Вместе с холодом пришёл голод. Это очень страшно. Не дай Бог никому испытать то, что испытали мы. Все были истощены. Взрослые очень медленно передвигались, цепочкой тянулись к заводу и арсеналу. Продуктов по карточкам выдавали мизерной количество. Всё, полученное на декаду на четырёх членов семьи, умещалось в шкатулке с маленьким замочком, где своего новогоднего дня дожидался наш небольшой Дед Мороз.
Пока была трава, мы с бабушкой Дуней ходили за город собирать щавель, клевер, корни одуванчика, позднее — оставшиеся на поле подсобного хозяйства капустные листья и кочерыжки, но их было совсем мало, в пищу шли дрожжи, яичная скорлупа. Иногда где-то доставали подсолнечный жмых и сосали его маленькими кусочками, он напоминал вкус семечек. Вечером, когда родители приходили с работы, варили баланду из нескольких ложек муки на печке-буржуйке и кипятили воду в чайнике. Пайка хлеба в 150 граммов не могла сохранить жизнь в человеческом теле. Люди вымирали семьями.
В большинстве кронштадтских домов отопление было печное. У нас дом был с центральным отоплением, со своей котельной, дрова заготавливали в небольшом количестве для кухонных плит. Летом 1941-го года было не до дров, их не успели до блокады завезти. В комнатах наших коммуналок устанавливали печки-«буржуйки», чтобы кипятить чайник. В топку шла деревянная мебель, даже книги и всё, что удалось принести с улицы.
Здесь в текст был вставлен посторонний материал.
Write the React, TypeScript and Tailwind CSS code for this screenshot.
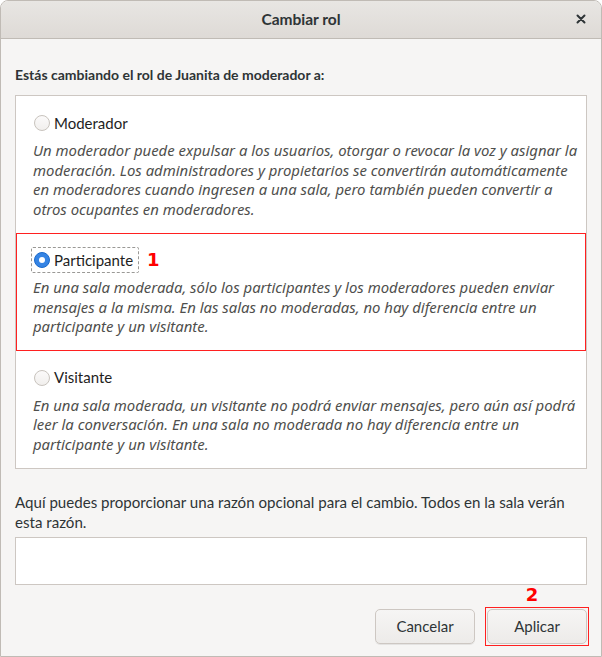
import React from "react";

const REG = { fontFamily: "Lato, 'Noto Sans', sans-serif" };
const ITAL = { fontFamily: "'Noto Sans', 'Open Sans', sans-serif" };

function Radio({ checked }: { checked?: boolean }) {
  if (checked) {
    return (
      <span className="w-[16px] h-[16px] rounded-full bg-[#3584e4] border border-[#1b6acb] flex items-center justify-center shrink-0">
        <span className="w-[6px] h-[6px] rounded-full bg-white" />
      </span>
    );
  }
  return (
    <span className="w-[16px] h-[16px] rounded-full bg-gradient-to-b from-[#fbfafa] to-[#f1efed] border border-[#c8c3bd] shrink-0" />
  );
}

function Row({
  label,
  lines,
  checked,
  annotate,
}: {
  label: string;
  lines: string[];
  checked?: boolean;
  annotate?: boolean;
}) {
  return (
    <div className="relative px-[15px] pt-[15px] pb-[14px]">
      {annotate && (
        <div className="absolute inset-0 border border-[#ff2020] pointer-events-none" />
      )}
      <div className="flex items-center h-[24px]">
        <div
          className={
            "flex items-center gap-[4px] h-[26px] pl-[2px] pr-[5px] rounded-[2px] border " +
            (checked ? "border-dashed border-[#9a9996]" : "border-transparent")
          }
        >
          <Radio checked={checked} />
          <span className="text-[15px] text-[#1e1e1e]" style={REG}>
            {label}
          </span>
        </div>
        {annotate && (
          <span
            className="ml-[8px] text-[#ff0000] font-bold text-[18px] leading-none"
            style={{ fontFamily: "'DejaVu Sans', sans-serif" }}
          >
            1
          </span>
        )}
      </div>
      <div className="mt-[6px] pl-[2px] text-[14.9px] italic leading-[19.5px] text-[#4f4f4d]" style={ITAL}>
        {lines.map((l, i) => (
          <div key={i} className="whitespace-nowrap">
            {l}
          </div>
        ))}
      </div>
    </div>
  );
}

export default function App() {
  return (
    <div className="w-[602px] h-[657px] bg-[#f6f5f4] flex flex-col border border-[#c0bbb5] rounded-t-[8px] overflow-hidden text-[#2e3436]" style={REG}>
      <div className="h-[38px] shrink-0 relative flex items-center justify-center bg-gradient-to-b from-[#e8e6e3] to-[#dedad6] border-b border-[#c0bbb5]">
        <span className="text-[15.5px] font-bold text-[#2e3436]">Cambiar rol</span>
        <span className="absolute right-[12px] top-[9px] w-[16px] h-[18px] flex items-center justify-center">
          <svg width="10" height="10" viewBox="0 0 10 10">
            <path d="M1.5 1.5 L8.5 8.5 M8.5 1.5 L1.5 8.5" stroke="#2e3436" strokeWidth="2" strokeLinecap="round" />
          </svg>
        </span>
      </div>
      <div className="flex-1 flex flex-col px-[14px]">
        <div className="mt-[25px] h-[20px] flex items-center text-[14px] font-bold text-[#2e3436]">
          Estás cambiando el rol de Juanita de moderador a:
        </div>
        <div className="mt-[11px] bg-white border border-[#cdc7c2] flex flex-col">
          <Row
            label="Moderador"
            lines={[
              "Un moderador puede expulsar a los usuarios, otorgar o revocar la voz y asignar la",
              "moderación. Los administradores y propietarios se convertirán automáticamente",
              "en moderadores cuando ingresen a una sala, pero también pueden convertir a",
              "otros ocupantes en moderadores.",
            ]}
          />
          <Row
            label="Participante"
            checked
            annotate
            lines={[
              "En una sala moderada, sólo los participantes y los moderadores pueden enviar",
              "mensajes a la misma. En las salas no moderadas, no hay diferencia entre un",
              "participante y un visitante.",
            ]}
          />
          <Row
            label="Visitante"
            lines={[
              "En una sala moderada, un visitante no podrá enviar mensajes, pero aún así podrá",
              "leer la conversación. En una sala no moderada no hay diferencia entre un",
              "participante y un visitante.",
            ]}
          />
        </div>
        <div className="mt-[23px] text-[15.1px] leading-[20px] text-[#2e3436]">
          <div className="whitespace-nowrap">
            Aquí puedes proporcionar una razón opcional para el cambio. Todos en la sala verán
          </div>
          <div>esta razón.</div>
        </div>
        <div className="mt-[5px] h-[48px] bg-white border border-[#cdc7c2]" />
        <div className="mt-[24px] flex justify-end gap-[12px]">
          <button className="w-[100px] h-[35px] rounded-[5px] border border-[#cdc7c2] bg-gradient-to-b from-[#f6f5f4] to-[#edebe9] text-[15px] text-[#2e3436] shadow-[0_1px_0_rgba(0,0,0,0.07)]">
            Cancelar
          </button>
          <div className="relative">
            <span
              className="absolute left-1/2 -translate-x-1/2 ml-[-5px] -top-[23px] text-[#ff0000] font-bold text-[18px] leading-none"
              style={{ fontFamily: "'DejaVu Sans', sans-serif" }}
            >
              2
            </span>
            <div className="absolute -inset-[2px] border border-[#ff2020] pointer-events-none" />
            <button className="w-[100px] h-[35px] rounded-[5px] border border-[#cdc7c2] bg-gradient-to-b from-[#f6f5f4] to-[#edebe9] text-[15px] text-[#2e3436]">
              Aplicar
            </button>
          </div>
        </div>
      </div>
    </div>
  );
}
Перестали работать водопровод и канализация. Люди вначале ходили за водой к вмёрзшим в снег водоразборным колонкам, находившимся на проезжей части улиц, чтобы принести хотя бы чайник воды — ведро изголодавшимся людям было уже не под силу. Моей обязанностью было спускаться пораньше с пятого этажа, чтобы занять очередь. Из окна была видна колонка. Когда очередь подходила, папа или мама спускались ко мне, но не всегда удавалось донести чайник по обледенелым ступенькам. Приходилось опять идти к колонке.
Умерли все…
В блокадную зиму 1941-1942 годов снега на улицах и во дворах были горы. Некому было его убирать. Во дворах прямо в снег сливали все нечистоты. Люди вымирали семьями, по домам ходили девушки-сандружинницы, которые заходили в незакрывающиеся квартиры, выявляя больных и умерших. Детей-сирот, оставшихся без родителей, забирали в детдом, организованный в помещении детсада № 4 на улице Аммермана, где сейчас промтоварный магазин. В декабре умерла бабушка. В январе – мама. Тётя Нюра зашила её в байковое одеяло, и мы с двоюродной сестрой Мусей на детских саночках отвезли её на сборный пункт в госпиталь. Дорога по Советской улице для меня, пятилетнего ребенка, казалось нескончаемой. Маму положили туда, где штабелями лежали трупы, за это с нас взяли коробок спичек.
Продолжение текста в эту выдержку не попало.